The success or failure of personal relationships isn’t determined by the absence or presence of struggle. Because life is sometimes painful and complicated, all long-term romantic relationships are subjected to difficult situations from time to time.

When we deal with these struggles from a place of love, we move the relationship in a healthy direction. When we respond with defensiveness, contempt, criticism or stonewalling (Gottman refers to these as “The Four Horsemen of the Relationship Apocolypse”) we damage our connection to the person we love.
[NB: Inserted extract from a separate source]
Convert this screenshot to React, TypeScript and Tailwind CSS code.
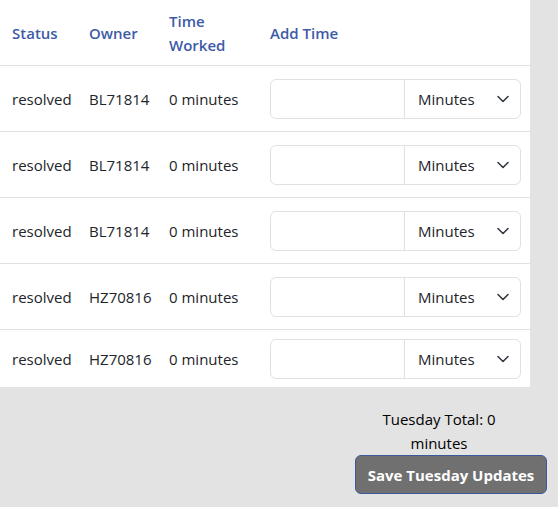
const rows = [
  { status: "resolved", owner: "BL71814", worked: "0 minutes" },
  { status: "resolved", owner: "BL71814", worked: "0 minutes" },
  { status: "resolved", owner: "BL71814", worked: "0 minutes" },
  { status: "resolved", owner: "HZ70816", worked: "0 minutes" },
  { status: "resolved", owner: "HZ70816", worked: "0 minutes" },
];

const Chevron = () => (
  <svg
    viewBox="0 0 12 7"
    className="w-3 h-[7px] absolute right-[11px] top-1/2 -translate-y-1/2 pointer-events-none overflow-visible"
    fill="none"
    stroke="#343a40"
    strokeWidth="1.6"
    strokeLinecap="round"
    strokeLinejoin="round"
  >
    <path d="M1 1l5 5 5-5" />
  </svg>
);

const TimeInput = () => (
  <div className="flex w-[251px] h-10 border border-[#dee2e6] rounded-md bg-white">
    <input
      type="text"
      className="w-[133px] h-full px-3 outline-none bg-transparent rounded-l-md"
    />
    <div className="relative flex-1 h-full border-l border-[#dee2e6] flex items-center pl-[13px] pt-[2px] text-[#212529]">
      Minutes
      <Chevron />
    </div>
  </div>
);

export default function App() {
  return (
    <div
      className="w-[558px] h-[507px] bg-[#e3e3e3] text-[15px] text-[#212529] overflow-hidden"
      style={{ fontFamily: '"Open Sans", "Noto Sans", sans-serif' }}
    >
      <div className="w-[530px] bg-white">
        <div className="grid grid-cols-[77px_80px_101px_272px] h-[66px] items-center border-b border-[#dee2e6] font-semibold text-[#3d5ba7] leading-6">
          <div className="pl-3">Status</div>
          <div className="pl-3">Owner</div>
          <div className="pl-3">
            Time
            <br />
            Worked
          </div>
          <div className="pl-3">Add Time</div>
        </div>
        {rows.map((row, i) => (
          <div
            key={i}
            className={`grid grid-cols-[77px_80px_101px_272px] items-center ${
              i === rows.length - 1 ? "h-[57px]" : "h-[66px] border-b border-[#dee2e6]"
            }`}
          >
            <div className="pl-3 pt-[2px]">{row.status}</div>
            <div className="pl-3 pt-[2px]">{row.owner}</div>
            <div className="pl-3 pt-[2px]">{row.worked}</div>
            <div className="pl-3">
              <TimeInput />
            </div>
          </div>
        ))}
      </div>

      <div className="flex flex-col items-end pt-5 pr-[11px]">
        <div className="w-[130px] mr-[43px] text-center leading-6 text-black">
          Tuesday Total: 0 minutes
        </div>
        <button className="w-[192px] h-[39px] rounded-md bg-[#707070] border border-[#3a5aa0] text-white font-bold text-[15px] pt-[1px]">
          Save Tuesday Updates
        </button>
      </div>
    </div>
  );
}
We’ve all been in arguments and felt frustrated, hurt, or angry. It’s not easy, but even while we are in the middle of a fight, we can remind ourselves that we love our partner and don’t want to hurt him or her. It might be momentarily easier to defend ourselves or to lash out, but it does not ultimately serve us to hurt the people we love. And the more hurtful we are, the less likely it is that our loved one will try to see things from our point of view.
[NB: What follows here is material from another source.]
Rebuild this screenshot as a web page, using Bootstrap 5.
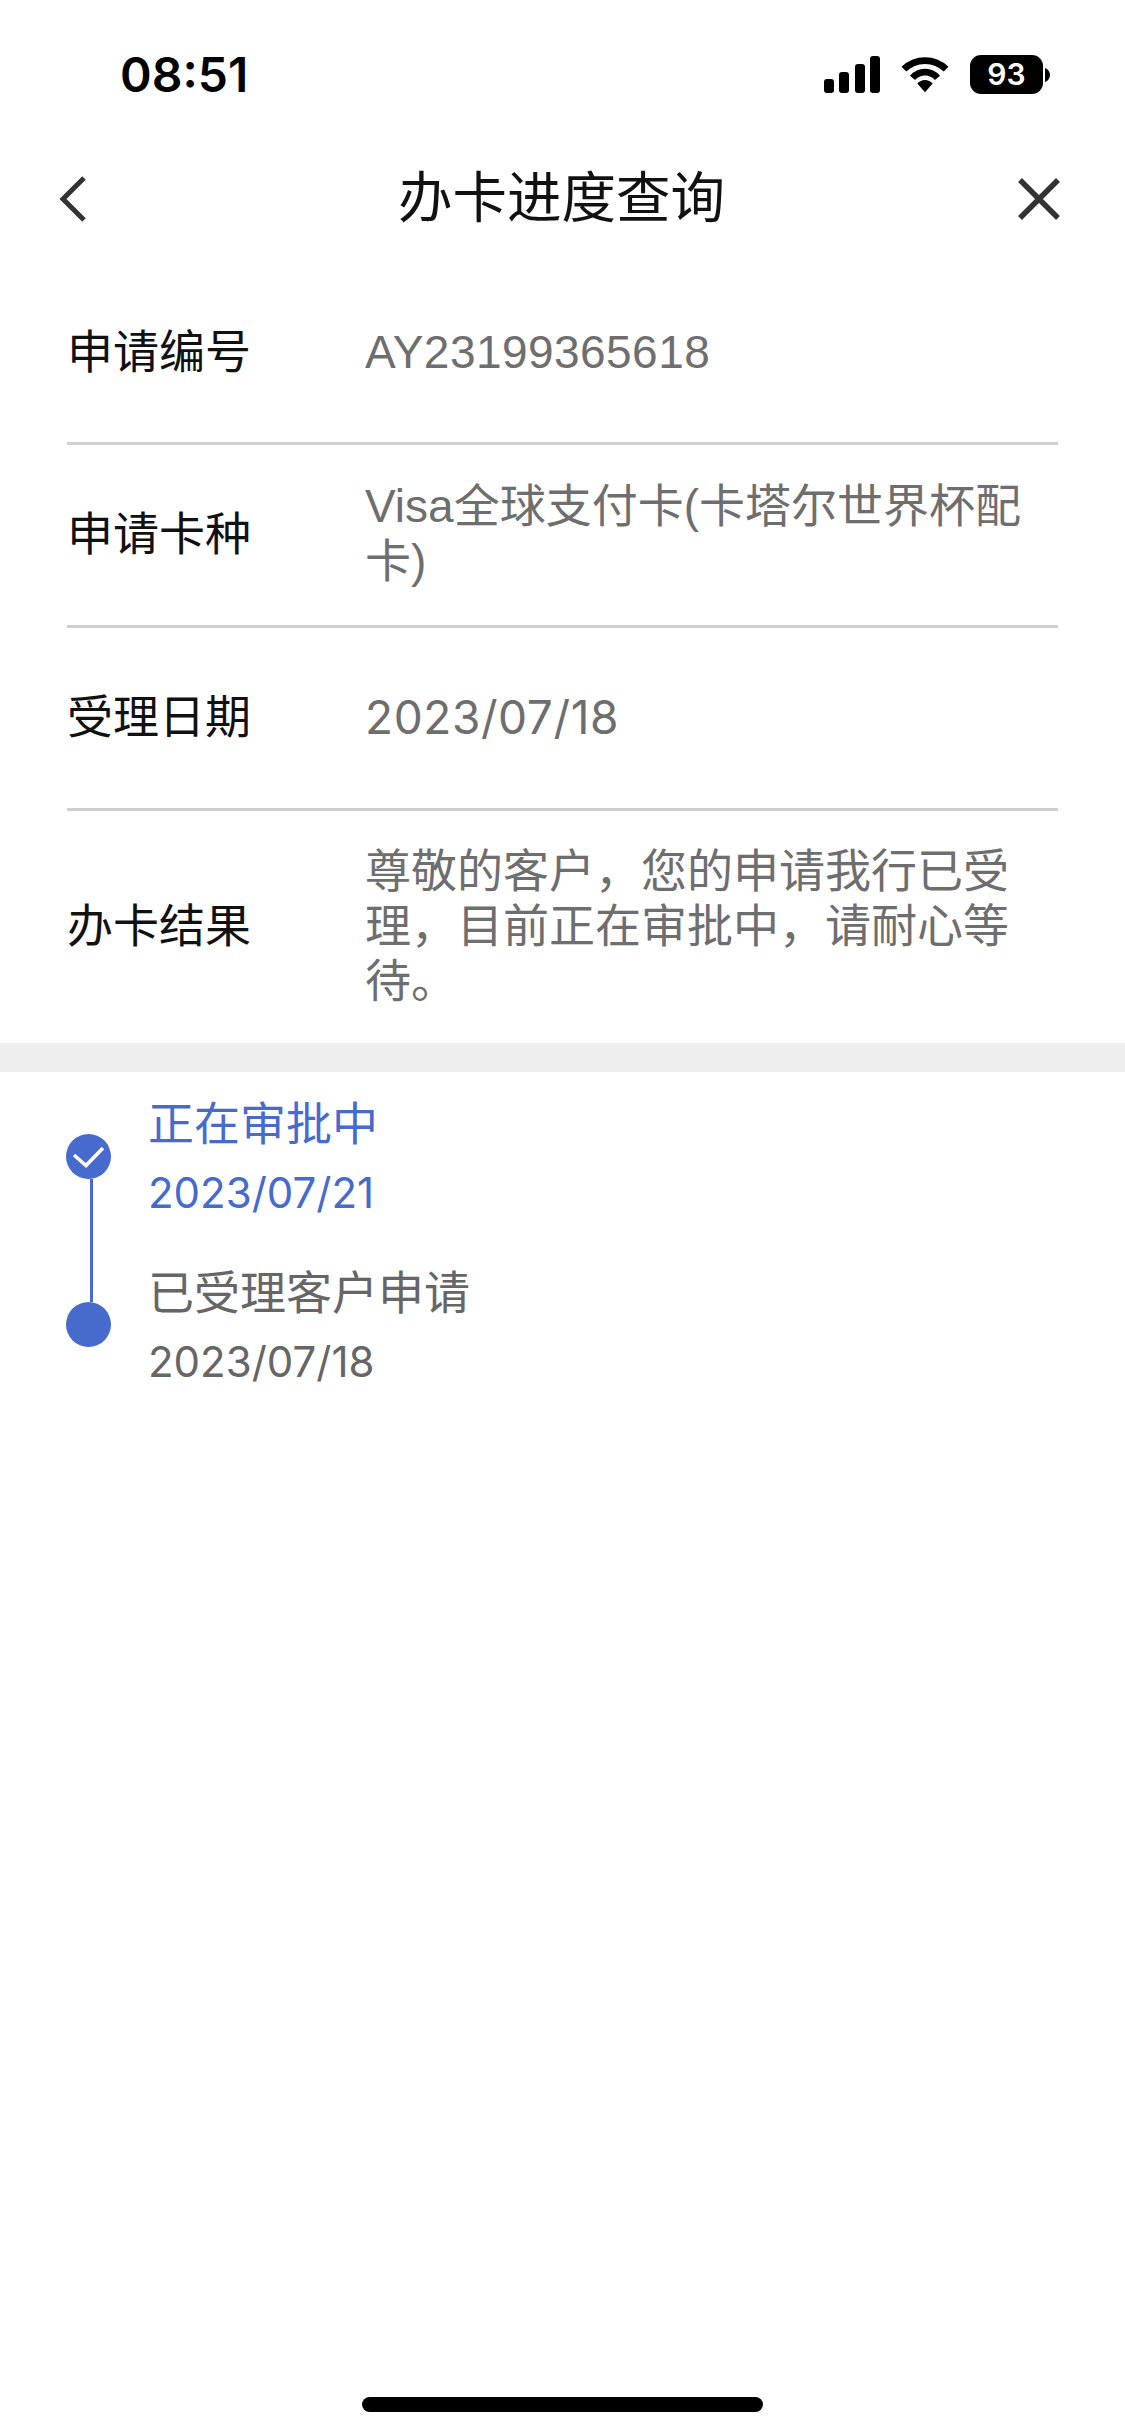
<!DOCTYPE html>
<html lang="zh-CN">
<head>
  <meta charset="UTF-8" />
  <meta name="viewport" content="width=device-width, initial-scale=1.0" />
  <title>办卡进度查询</title>
  <link href="https://cdn.jsdelivr.net/npm/bootstrap@5.3.0/dist/css/bootstrap.min.css" rel="stylesheet" />
  <style>
    body { background: #fff; font-family: "Liberation Sans", "Noto Sans CJK SC", sans-serif; width: 1125px; height: 2435px; overflow: hidden; position: relative; }
    .status-bar { height: 140px; padding: 50px 75px 0 120px; }
    .status-time { font-family: Inter, sans-serif; font-weight: 600; font-size: 48px; line-height: 50px; color: #000; }
    .status-icons { gap: 21px; padding-top: 5px; }
    .status-batt { width: 73px; height: 39px; background: #000; color: #fff; border-radius: 11px; font-family: Inter, sans-serif; font-weight: 600; font-size: 30px; line-height: 39px; text-align: center; }
    .batt-nub { margin-left: 2px; }
    .title-bar { height: 118px; padding: 0 64px 0 57px; }
    .title-side { width: 46px; flex: none; }
    .title-text { font-size: 54.5px; line-height: 60px; color: #111; padding-left: 5px; }
    .info-list { padding: 0 67px; }
    .info-row { border-bottom: 3px solid #cfcfcf; height: 183px; padding-bottom: 2px; }
    .info-row:first-child { height: 187px; padding-top: 6px; }
    .info-row:last-child { border-bottom: 0; height: 232px; }
    .info-label { width: 298px; flex: none; font-size: 46px; line-height: 56px; color: #111; }
    .info-value { font-size: 46px; line-height: 55px; color: #6e6e6e; word-break: break-all; padding-right: 20px; }
    .value-id { letter-spacing: .45px; }
    .value-date { font-family: Inter, sans-serif; letter-spacing: .6px; }
    .gray-band { height: 29px; background: #eeeeee; }
    .steps { padding: 22px 0 0 66px; }
    .step-line { width: 46px; flex: none; position: relative; }
    .dot { width: 45px; height: 45px; border-radius: 50%; background: #466bcd; position: absolute; left: 0; }
    .dot svg { display: block; }
    .dot-first { top: 40px; }
    .dot-second { top: 208px; }
    .rail { position: absolute; left: 24px; top: 85px; height: 123px; width: 3px; background: #466bcd; }
    .step-item { padding-left: 36px; height: 169px; padding-top: 2px; }
    .step-name { font-size: 46px; line-height: 56px; }
    .step-date { font-family: Inter, sans-serif; font-size: 42px; line-height: 52px; margin-top: 15px; }
    .tone-blue { color: #466bcd; }
    .tone-gray { color: #666; }
    .home-bar { position: absolute; left: 362px; top: 2397px; width: 401px; height: 15px; border-radius: 8px; background: #000; }
  </style>
</head>
<body>
  <div class="status-bar d-flex justify-content-between align-items-start">
    <div class="status-time">08:51</div>
    <div class="status-icons d-flex align-items-center">
      <svg width="56" height="37" viewBox="0 0 56 37"><rect x="0" y="23" width="10" height="14" rx="3"/><rect x="15" y="16" width="10" height="21" rx="3"/><rect x="31" y="8" width="10" height="29" rx="3"/><rect x="46" y="0" width="10" height="37" rx="3"/></svg>
      <svg width="48" height="37" viewBox="0 0 50 37"><path d="M3 13 C15 1 35 1 47 13" fill="none" stroke="#000" stroke-width="7"/><path d="M12 22 C19 14 31 14 38 22" fill="none" stroke="#000" stroke-width="7"/><path d="M17 28 C21 23 29 23 33 28 L25 37 Z"/></svg>
      <div class="d-flex align-items-center">
        <div class="status-batt">93</div>
        <svg width="5" height="14" viewBox="0 0 5 14" class="batt-nub"><path d="M0 0 C3 1 5 4 5 7 C5 10 3 13 0 14 Z"/></svg>
      </div>
    </div>
  </div>
  <div class="title-bar d-flex align-items-center">
    <div class="title-side"><svg width="30" height="46" viewBox="0 0 30 46"><path d="M27 2 L6 23 L27 44" fill="none" stroke="#333" stroke-width="5"/></svg></div>
    <div class="title-text flex-fill text-center">办卡进度查询</div>
    <div class="title-side d-flex justify-content-end"><svg width="44" height="44" viewBox="0 0 44 44"><path d="M3 3 L41 41 M41 3 L3 41" fill="none" stroke="#333" stroke-width="5.5"/></svg></div>
  </div>
  <div class="info-list">
    <div class="info-row d-flex align-items-center">
      <div class="info-label">申请编号</div>
      <div class="info-value value-id">AY23199365618</div>
    </div>
    <div class="info-row d-flex align-items-center">
      <div class="info-label">申请卡种</div>
      <div class="info-value">Visa全球支付卡(卡塔尔世界杯配卡)</div>
    </div>
    <div class="info-row d-flex align-items-center">
      <div class="info-label">受理日期</div>
      <div class="info-value value-date">2023/07/18</div>
    </div>
    <div class="info-row d-flex align-items-center">
      <div class="info-label">办卡结果</div>
      <div class="info-value">尊敬的客户，您的申请我行已受理，目前正在审批中，请耐心等待。</div>
    </div>
  </div>
  <div class="gray-band"></div>
  <div class="steps d-flex">
    <div class="step-line">
      <div class="rail"></div>
      <div class="dot dot-first">
        <svg width="45" height="45" viewBox="0 0 45 45"><path d="M8 21 L20 31.5 L37 14" fill="none" stroke="#fff" stroke-width="3.5"/></svg>
      </div>
      <div class="dot dot-second"></div>
    </div>
    <div>
      <div class="step-item tone-blue">
        <div class="step-name">正在审批中</div>
        <div class="step-date">2023/07/21</div>
      </div>
      <div class="step-item tone-gray">
        <div class="step-name">已受理客户申请</div>
        <div class="step-date">2023/07/18</div>
      </div>
    </div>
  </div>
  <div class="home-bar"></div>
  <script src="https://cdn.jsdelivr.net/npm/bootstrap@5.3.0/dist/js/bootstrap.bundle.min.js"></script>
</body>
</html>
When you are in a fight with your partner, ask yourself, in the moment, what you really hope to gain from the interaction. If you’re simply ticked off and lashing out, try telling the other person how you’re feeling and why you feel that way (without attacking them) and ask for some time to cool down.

Rather than giving you specific examples of “I statements”, or using psychobabble to describe proper conflict management, I want to challenge you to be honest with yourself when you are in an argument. What are your motivations? Are you being nice? Is what you want to say going to move you and your partner away from anger and closer to resolution?

As adults, we usually know when we’re being nasty, manipulative, or mean. Sometimes we’re so angry we just don’t care. But we don’t win arguments by being right, or by beating the other person down. The reality is that we are going to be right sometimes and wrong sometimes and we may not know, at the time, whether or not our perspective is off.

Whether you feel love in the midst of a conflict or not, you can still behave lovingly. Minimally, you can choose not to be hurtful. If you feel attacked, you can choose to see your partner’s pain instead of focusing on their hurtful words.

When you’re wrong, apologize. This seems like such an obvious thing, but we all struggle with this. We think that if we apologize we’ll lose power or the other person will punish us. Or we imagine that our partner will use our apology against us in some way. Apologize anyway.

Unless you are in a relationship with a manipulative sociopath, be loving. Give your partner the benefit of the doubt. Choose to see your partner’s highest self. Remember the things you love about him or her, rather than focusing on real or imagined flaws.

When you are motivated by love and compassion, you will find that energy returned to you.

This blog was motivated by a fight I had last night with someone I love. I was hurtful and I could have handled things better. I’m not sure who was right and who was wrong– most arguments fall in a grey area– and it doesn’t really matter. Even if I wasn’t wrong, I love him more than I love feeling right, so I’m off to apologize.

I trust that I will be forgiven.

Best of luck to you in your relationships. Love may not be easy, but it’s worth every bit of effort because love and human connection are the only things that matter.